Issue (i): Whether stainless steel tubes, seamless stainless steel tubes, stainless steel ball bearing tubes and stainless steel scrap fell under item 2 of the Third Schedule to the Andhra Pradesh General Sales Tax Act or item 54 of the First Schedule.
Analysis: Entry 2 of the Third Schedule was treated as an exhaustive enumeration of declared iron and steel goods. The expression "that is to say" was read as limiting the scope of the entry, and each specified sub-item was treated as a separate commercial commodity. Stainless steel was held to be a distinct commercial commodity from steel, and the specific words in item 2(xi) covered steel tubes, both welded and seamless, but not stainless steel tubes. By contrast, the word "articles" in item 54 of the First Schedule was given its wider ordinary meaning, extending to a commodity as well as a component or distinct part.
Conclusion: Stainless steel tubes, seamless stainless steel tubes and stainless steel ball bearing tubes did not fall under item 2 of the Third Schedule and were held to fall under item 54 of the First Schedule. Stainless steel scrap was not accepted as falling under item 2 on the reasoning adopted.
Issue (ii): Whether the supply of goods by one unit of the Department of Atomic Energy to other units of the same Department amounted to stock transfer or inter-State sale.
Analysis: A sale requires two distinct persons and a transfer of property for consideration from one to another. Units of the same Department were treated as part of the same legal entity, so there could be no sale by the Department to itself.

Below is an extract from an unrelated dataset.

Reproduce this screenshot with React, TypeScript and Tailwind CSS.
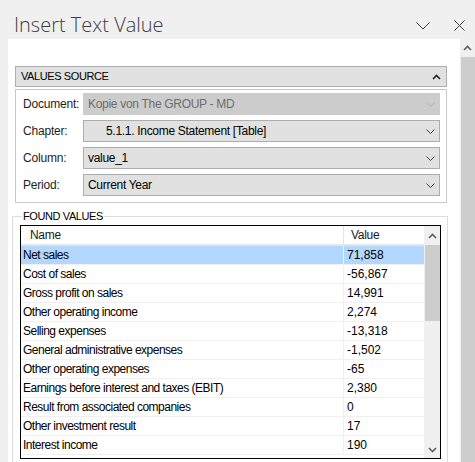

The transactions were supported by the manner in which invoices and book adjustments were made, but that did not alter their character as internal transfers.
Conclusion: The transactions were stock transfers and did not amount to inter-State sales liable to tax under the Central Sales Tax Act, 1956.
Final Conclusion: The assessee succeeded only on the stock-transfer question, while the Revenue succeeded on the classification of the stainless steel goods under the First Schedule rather than the Third Schedule.
Ratio Decidendi: In a taxing schedule using the words "that is to say", the listed sub-items are exhaustive and each specified commodity is separately classifiable according to its commercial identity; a sale also requires distinct contracting parties and cannot arise from transfer within the same legal entity.